You have a lock in front of you with 4 circular wheels. Each wheel has 10 slots: '0', '1', '2', '3', '4', '5', '6', '7', '8', '9'. The wheels can rotate freely and wrap around: for example we can turn '9' to be '0', or '0' to be '9'. Each move consists of turning one wheel one slot.

The lock initially starts at '0000', a string representing the state of the 4 wheels.

You are given a list of deadends dead ends, meaning if the lock displays any of these codes, the wheels of the lock will stop turning and you will be unable to open it.
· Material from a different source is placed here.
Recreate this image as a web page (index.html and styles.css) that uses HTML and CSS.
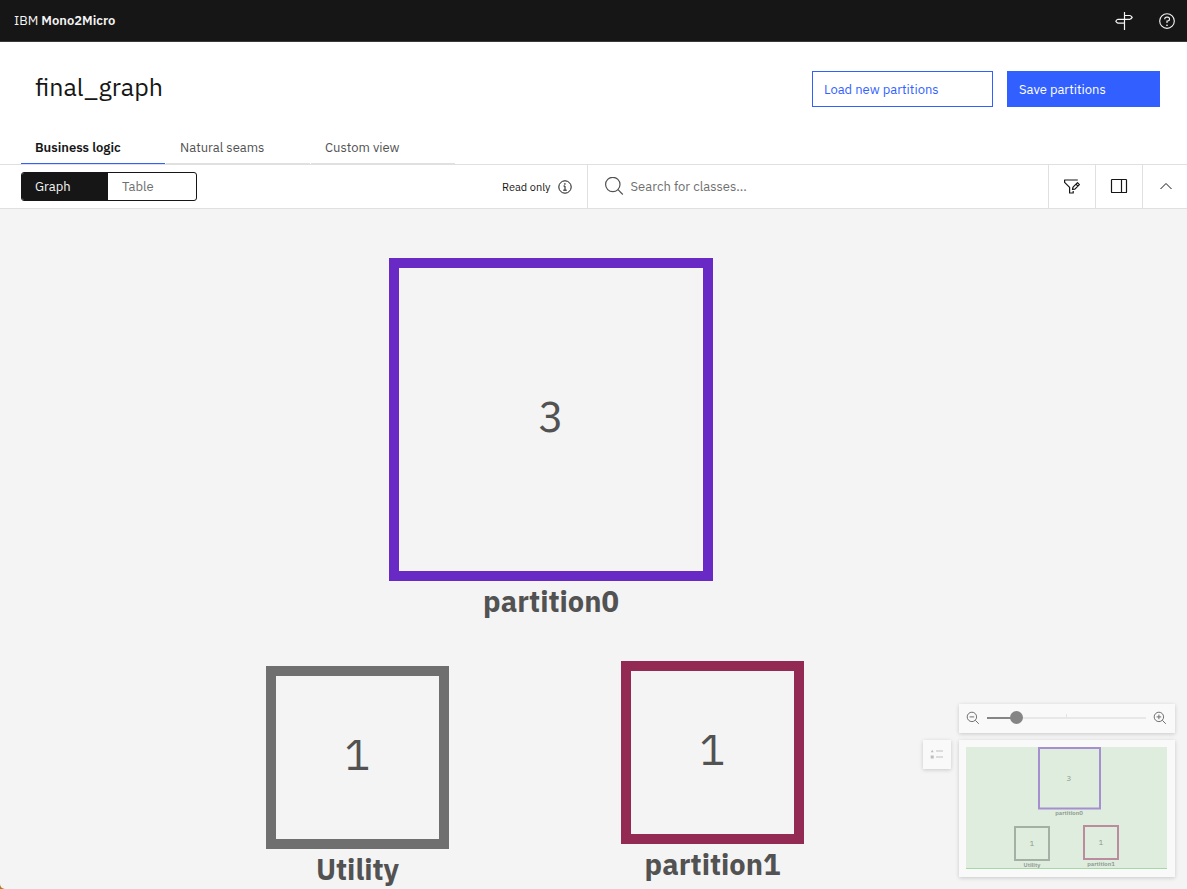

Given a target representing the value of the wheels that will unlock the lock, return the minimum total number of turns required to open the lock, or -1 if it is impossible.

Example 1:

Input: deadends = ["0201","0101","0102","1212","2002"], target = "0202"
Output: 6
Explanation: A sequence of valid moves would be
"0000" -> "1000" -> "1100" -> "1200" -> "1201" -> "1202" -> "0202".
Note that a sequence like "0000" -> "0001" -> "0002" -> "0102" -> "0202"
would be invalid, because "0102" is a deadend.

Example 2:

Input: deadends = ["8888"], target = "0009"
Output: 1
Explanation: We can turn the last wheel in reverse to move from "0000" -> "0009".

Example 3:

Input: deadends = ["8887","8889","8878","8898","8788","8988","7888","9888"], target = "8888"
Output: -1
Explanation: We cannot reach the target without getting stuck.

Constraints:

1 <= deadends.length <= 500
deadends[i].length == 4
target.length == 4
target will not be in the list deadends.
target and deadends[i] consist of digits only.

Idea1: BFS

Model each lock state as a node in a graph. Two nodes are connected if they differ by exactly one wheel by one slot. We want the shortest path from "0000" to target, avoiding deadends. This is a textbook BFS on an unweighted graph.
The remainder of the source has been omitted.